Jon Savage, who for many people was the best chronicler of Manchester’s music scene, delves into the “low-key looks of the long mac brigade”, and takes a look at the fashion tastes of one of Manchester’s most iconic bands. “Ian Curtis has a short Caesar haircut; Peter Hook’s hair is short and dyed blonde, while Sumner sports a short-sleeved polo shirt, skinny tie and a Perry Boy flick. The group are serious, challenging: originating in punk but not at all punk.”
Unit mistrust — Big Issue North
In 2020, Wigan Council appointed Galleries25, which is a joint venture between developer Cityheart and Beijing Construction Engineering Group International (BCEGI), for a £130 million redevelopment of the Galleries Shopping Centre. Photojournalist Ryan Ashcroft visited Wigan Market to hear traders’ views on redevelopment. One stallholder said: “The millions given over to Chinese investment companies could have been better spent improving infrastructure and retail around the town.”

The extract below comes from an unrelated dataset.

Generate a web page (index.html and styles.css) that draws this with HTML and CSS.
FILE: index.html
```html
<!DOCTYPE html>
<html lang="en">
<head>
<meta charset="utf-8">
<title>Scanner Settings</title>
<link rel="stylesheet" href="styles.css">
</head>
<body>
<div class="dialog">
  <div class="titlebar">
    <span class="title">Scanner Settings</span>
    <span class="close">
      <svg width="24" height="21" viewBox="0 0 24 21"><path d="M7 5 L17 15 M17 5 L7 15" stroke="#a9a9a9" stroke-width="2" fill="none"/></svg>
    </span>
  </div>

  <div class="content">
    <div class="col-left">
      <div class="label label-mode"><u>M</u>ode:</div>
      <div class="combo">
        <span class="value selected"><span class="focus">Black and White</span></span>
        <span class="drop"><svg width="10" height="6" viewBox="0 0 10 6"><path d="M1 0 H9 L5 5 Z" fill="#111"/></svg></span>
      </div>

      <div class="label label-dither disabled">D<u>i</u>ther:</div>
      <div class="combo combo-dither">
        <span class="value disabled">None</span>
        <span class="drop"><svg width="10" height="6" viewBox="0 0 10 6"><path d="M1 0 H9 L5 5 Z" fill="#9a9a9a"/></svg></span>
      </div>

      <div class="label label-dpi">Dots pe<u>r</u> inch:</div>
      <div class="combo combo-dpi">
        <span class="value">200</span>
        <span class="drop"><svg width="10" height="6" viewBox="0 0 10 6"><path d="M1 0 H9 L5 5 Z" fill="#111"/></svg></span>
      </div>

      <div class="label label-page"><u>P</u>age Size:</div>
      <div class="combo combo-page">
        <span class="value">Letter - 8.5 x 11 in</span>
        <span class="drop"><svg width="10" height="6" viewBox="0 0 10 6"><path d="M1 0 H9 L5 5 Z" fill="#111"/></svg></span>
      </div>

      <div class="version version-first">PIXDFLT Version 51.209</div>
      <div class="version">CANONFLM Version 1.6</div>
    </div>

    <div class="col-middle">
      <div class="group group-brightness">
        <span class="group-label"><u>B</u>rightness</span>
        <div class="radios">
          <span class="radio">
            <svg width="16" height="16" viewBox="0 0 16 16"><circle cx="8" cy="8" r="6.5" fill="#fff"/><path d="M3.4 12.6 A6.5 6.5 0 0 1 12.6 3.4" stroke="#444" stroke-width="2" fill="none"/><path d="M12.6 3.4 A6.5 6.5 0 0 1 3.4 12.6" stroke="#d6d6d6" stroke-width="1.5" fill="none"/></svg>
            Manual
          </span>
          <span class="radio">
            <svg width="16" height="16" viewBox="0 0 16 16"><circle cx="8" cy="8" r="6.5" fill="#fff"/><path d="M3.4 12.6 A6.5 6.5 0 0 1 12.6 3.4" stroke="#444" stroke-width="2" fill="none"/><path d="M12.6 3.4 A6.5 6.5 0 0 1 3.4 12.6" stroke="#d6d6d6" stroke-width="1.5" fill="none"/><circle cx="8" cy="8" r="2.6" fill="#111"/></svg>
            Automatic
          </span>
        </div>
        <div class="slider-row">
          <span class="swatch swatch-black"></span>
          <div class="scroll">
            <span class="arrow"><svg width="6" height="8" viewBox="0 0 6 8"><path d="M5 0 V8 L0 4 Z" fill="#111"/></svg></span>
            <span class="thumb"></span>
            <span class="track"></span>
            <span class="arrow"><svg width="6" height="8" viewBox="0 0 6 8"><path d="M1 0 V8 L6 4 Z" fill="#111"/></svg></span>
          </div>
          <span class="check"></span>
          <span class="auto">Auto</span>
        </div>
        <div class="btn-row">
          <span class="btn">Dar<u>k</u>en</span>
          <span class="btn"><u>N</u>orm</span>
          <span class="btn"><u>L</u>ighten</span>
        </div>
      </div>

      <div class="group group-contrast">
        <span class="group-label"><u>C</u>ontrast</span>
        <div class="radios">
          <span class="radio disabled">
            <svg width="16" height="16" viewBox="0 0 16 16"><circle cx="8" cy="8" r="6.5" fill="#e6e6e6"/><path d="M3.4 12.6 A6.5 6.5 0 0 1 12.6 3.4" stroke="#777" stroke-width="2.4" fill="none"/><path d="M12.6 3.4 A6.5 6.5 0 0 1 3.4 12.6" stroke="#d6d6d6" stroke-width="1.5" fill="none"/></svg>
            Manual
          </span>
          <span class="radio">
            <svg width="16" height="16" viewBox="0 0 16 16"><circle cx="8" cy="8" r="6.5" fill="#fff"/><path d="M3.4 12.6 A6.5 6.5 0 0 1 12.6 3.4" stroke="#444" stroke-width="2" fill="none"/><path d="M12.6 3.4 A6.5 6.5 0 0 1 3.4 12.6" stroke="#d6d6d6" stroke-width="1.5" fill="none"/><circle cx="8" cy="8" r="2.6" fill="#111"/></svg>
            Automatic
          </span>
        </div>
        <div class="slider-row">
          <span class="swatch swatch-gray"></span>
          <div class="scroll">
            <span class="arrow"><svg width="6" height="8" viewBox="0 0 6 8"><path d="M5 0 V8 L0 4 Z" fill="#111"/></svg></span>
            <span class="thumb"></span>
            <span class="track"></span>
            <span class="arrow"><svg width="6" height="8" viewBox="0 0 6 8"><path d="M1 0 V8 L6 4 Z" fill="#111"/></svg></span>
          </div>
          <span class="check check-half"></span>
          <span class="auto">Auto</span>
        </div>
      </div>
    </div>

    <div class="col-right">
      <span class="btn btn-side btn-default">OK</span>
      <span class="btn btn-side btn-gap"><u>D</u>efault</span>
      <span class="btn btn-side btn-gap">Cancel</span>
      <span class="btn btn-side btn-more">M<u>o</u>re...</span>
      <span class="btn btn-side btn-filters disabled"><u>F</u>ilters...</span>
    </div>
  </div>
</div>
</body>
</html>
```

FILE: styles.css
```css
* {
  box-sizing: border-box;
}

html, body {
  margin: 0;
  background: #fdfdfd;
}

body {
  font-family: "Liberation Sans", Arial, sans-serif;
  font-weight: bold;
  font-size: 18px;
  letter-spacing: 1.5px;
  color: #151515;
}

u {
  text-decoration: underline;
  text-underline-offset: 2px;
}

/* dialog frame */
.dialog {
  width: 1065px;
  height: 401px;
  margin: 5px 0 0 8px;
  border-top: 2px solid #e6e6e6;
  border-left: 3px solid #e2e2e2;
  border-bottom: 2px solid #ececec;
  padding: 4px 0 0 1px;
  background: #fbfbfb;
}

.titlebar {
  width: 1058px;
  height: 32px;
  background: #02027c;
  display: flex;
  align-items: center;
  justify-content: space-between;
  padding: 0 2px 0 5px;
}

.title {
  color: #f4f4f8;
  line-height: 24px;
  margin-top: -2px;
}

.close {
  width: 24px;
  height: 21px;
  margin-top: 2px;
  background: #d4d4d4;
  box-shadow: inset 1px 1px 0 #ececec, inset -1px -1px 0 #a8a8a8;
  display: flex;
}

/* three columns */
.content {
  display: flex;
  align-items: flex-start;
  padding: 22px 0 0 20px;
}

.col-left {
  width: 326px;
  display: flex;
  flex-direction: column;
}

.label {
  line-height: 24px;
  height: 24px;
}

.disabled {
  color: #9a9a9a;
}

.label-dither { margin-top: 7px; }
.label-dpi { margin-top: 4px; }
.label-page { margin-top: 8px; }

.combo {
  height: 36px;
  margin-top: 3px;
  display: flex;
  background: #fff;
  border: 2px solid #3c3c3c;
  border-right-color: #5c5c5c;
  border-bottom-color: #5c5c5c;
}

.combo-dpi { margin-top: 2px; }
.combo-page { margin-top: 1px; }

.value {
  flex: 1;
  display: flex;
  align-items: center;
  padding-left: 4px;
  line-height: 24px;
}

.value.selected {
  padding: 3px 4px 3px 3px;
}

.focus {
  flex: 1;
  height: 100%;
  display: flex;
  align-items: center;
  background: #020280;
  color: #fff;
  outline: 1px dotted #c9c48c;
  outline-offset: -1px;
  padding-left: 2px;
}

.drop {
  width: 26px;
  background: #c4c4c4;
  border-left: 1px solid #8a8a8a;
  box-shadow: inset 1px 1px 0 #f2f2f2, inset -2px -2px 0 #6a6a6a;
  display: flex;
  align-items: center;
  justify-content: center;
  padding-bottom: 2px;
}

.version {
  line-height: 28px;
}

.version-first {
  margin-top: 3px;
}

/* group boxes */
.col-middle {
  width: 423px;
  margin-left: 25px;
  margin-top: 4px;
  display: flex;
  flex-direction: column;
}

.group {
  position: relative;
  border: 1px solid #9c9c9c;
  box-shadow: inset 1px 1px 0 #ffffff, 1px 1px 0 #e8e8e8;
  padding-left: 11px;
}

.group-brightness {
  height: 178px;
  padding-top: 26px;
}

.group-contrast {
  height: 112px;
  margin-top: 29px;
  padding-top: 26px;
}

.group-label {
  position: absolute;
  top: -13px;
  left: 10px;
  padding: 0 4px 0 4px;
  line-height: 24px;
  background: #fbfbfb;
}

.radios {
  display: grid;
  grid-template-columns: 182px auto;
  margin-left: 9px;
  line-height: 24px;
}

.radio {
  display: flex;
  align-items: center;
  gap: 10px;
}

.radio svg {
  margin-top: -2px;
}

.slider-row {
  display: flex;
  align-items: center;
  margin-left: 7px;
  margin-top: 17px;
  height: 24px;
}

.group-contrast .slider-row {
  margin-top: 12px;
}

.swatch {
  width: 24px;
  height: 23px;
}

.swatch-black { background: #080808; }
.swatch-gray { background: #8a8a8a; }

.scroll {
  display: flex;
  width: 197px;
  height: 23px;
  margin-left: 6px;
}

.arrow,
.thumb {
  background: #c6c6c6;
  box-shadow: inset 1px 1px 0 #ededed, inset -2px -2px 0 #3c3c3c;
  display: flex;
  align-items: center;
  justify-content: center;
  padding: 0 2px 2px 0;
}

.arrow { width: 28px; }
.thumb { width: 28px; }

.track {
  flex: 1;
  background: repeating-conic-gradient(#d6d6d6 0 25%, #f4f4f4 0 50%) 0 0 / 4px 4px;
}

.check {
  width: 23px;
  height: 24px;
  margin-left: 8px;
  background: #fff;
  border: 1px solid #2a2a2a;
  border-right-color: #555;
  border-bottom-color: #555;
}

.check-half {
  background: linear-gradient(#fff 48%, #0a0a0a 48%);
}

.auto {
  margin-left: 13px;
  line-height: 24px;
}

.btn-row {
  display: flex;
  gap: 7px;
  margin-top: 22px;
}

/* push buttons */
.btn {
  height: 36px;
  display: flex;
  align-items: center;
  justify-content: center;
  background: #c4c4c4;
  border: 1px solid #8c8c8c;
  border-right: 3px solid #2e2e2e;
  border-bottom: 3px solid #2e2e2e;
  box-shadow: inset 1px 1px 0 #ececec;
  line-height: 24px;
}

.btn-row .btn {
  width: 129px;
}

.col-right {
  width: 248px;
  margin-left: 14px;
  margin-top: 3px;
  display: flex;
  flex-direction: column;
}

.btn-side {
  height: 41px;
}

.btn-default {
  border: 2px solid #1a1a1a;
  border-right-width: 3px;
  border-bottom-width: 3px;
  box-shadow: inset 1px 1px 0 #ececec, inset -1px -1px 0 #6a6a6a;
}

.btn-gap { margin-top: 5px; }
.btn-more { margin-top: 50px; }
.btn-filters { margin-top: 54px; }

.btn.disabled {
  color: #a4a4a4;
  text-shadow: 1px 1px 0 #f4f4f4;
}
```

Greater Manchester’s politics has been known for its stability and relative sense of calm in recent years, whereas over in Liverpool local government has descended into chaos, with arrests of key figures at the council, a damning government report and then the imposition of “commissioners” — who went in to sort the whole thing out. Our sister newsletter over there, The Post, published this great long read about the problems over the weekend, including a rare interview with the lead commissioner, a former police officer who likens the council to a suspect that could be arrested at any moment.